Optimistic International Prospects
Internationally, the outlook is more optimistic, particularly for natural gas projects in Asia, the Middle East, and the North Sea. These regions are expected to continue growing regardless of OPEC+ decisions to curb oil production. However, Le Peuch cautioned that overall international market spending is expected to rise only by low to mid-single-digit percentages in 2025, reflecting the broader industry’s cautious approach amid ongoing oil price volatility and geopolitical risks.
Strategic Moves and Cost Management
To navigate these challenges, SLB has implemented several strategic measures aimed at preserving its profitability and improving its operational efficiency. In the third quarter, the company launched a cost-cutting program, which included adjustments to resources in response to lower activity levels in North America and the centralization of some digital delivery services. These efforts have helped SLB maintain a resilient profit margin, with the company reiterating its expectation to deliver a full-year adjusted margin on earnings before interest, tax, depreciation, and amortization (EBITDA) at or above 25%.

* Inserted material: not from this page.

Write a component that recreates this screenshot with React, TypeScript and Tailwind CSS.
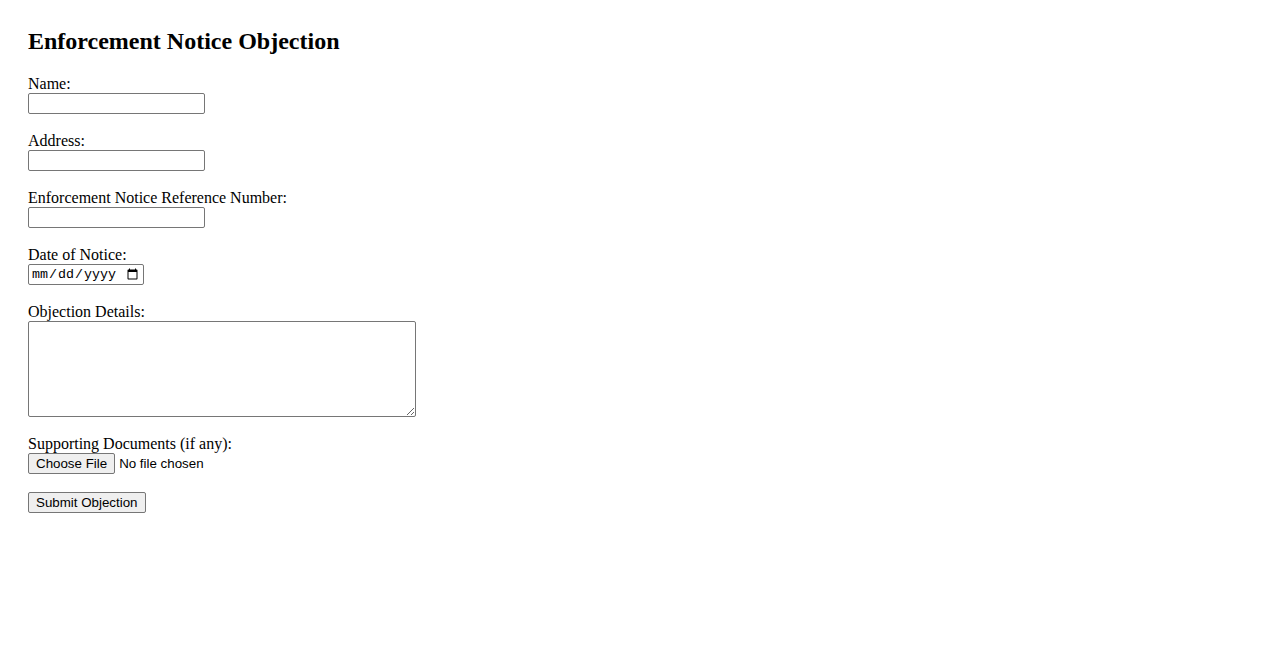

Another significant move by SLB was the sale of its interests in the Palliser Block in Alberta, Canada, for approximately $430 million. This sale not only generates cash proceeds for the company but also helps reduce its well-abandonment liabilities, further strengthening its balance sheet.
Market Reactions and Broader Implications
Despite SLB’s solid third-quarter profit, the company’s stock fell by 3.6% to $42.38 following the release of its earnings report. The negative market reaction reflects investor concerns about the company’s muted revenue outlook for the fourth quarter and the broader challenges facing the oilfield services sector. The weaker-than-expected revenue growth has also dragged down the stocks of SLB’s rivals, highlighting the interconnectedness of the sector and the broader impact of oil price volatility on service providers.
SLB’s Resilience Amid Challenges
However, analysts have noted that SLB’s focus on profit margins has made its earnings more resilient in the face of industry headwinds. Peter McNally, an analyst at Third Bridge, emphasized that SLB’s cost-cutting measures and its ability to maintain a strong EBITDA margin are key factors that have helped the company navigate challenges such as customer consolidation, geopolitical uncertainty, and a softer oil market.
SLB’s third-quarter results demonstrate the company’s resilience amid challenging market conditions, but its cautious outlook for the fourth quarter underscores the broader uncertainties facing the oilfield services sector. While international markets, particularly natural gas projects in Asia and the Middle East, offer some growth opportunities, the overall industry remains constrained by weak oil prices and reduced discretionary spending by producers. SLB’s strategic focus on cost management and profitability will be critical as the company navigates these headwinds and seeks to maintain its leadership position in the global oilfield services market.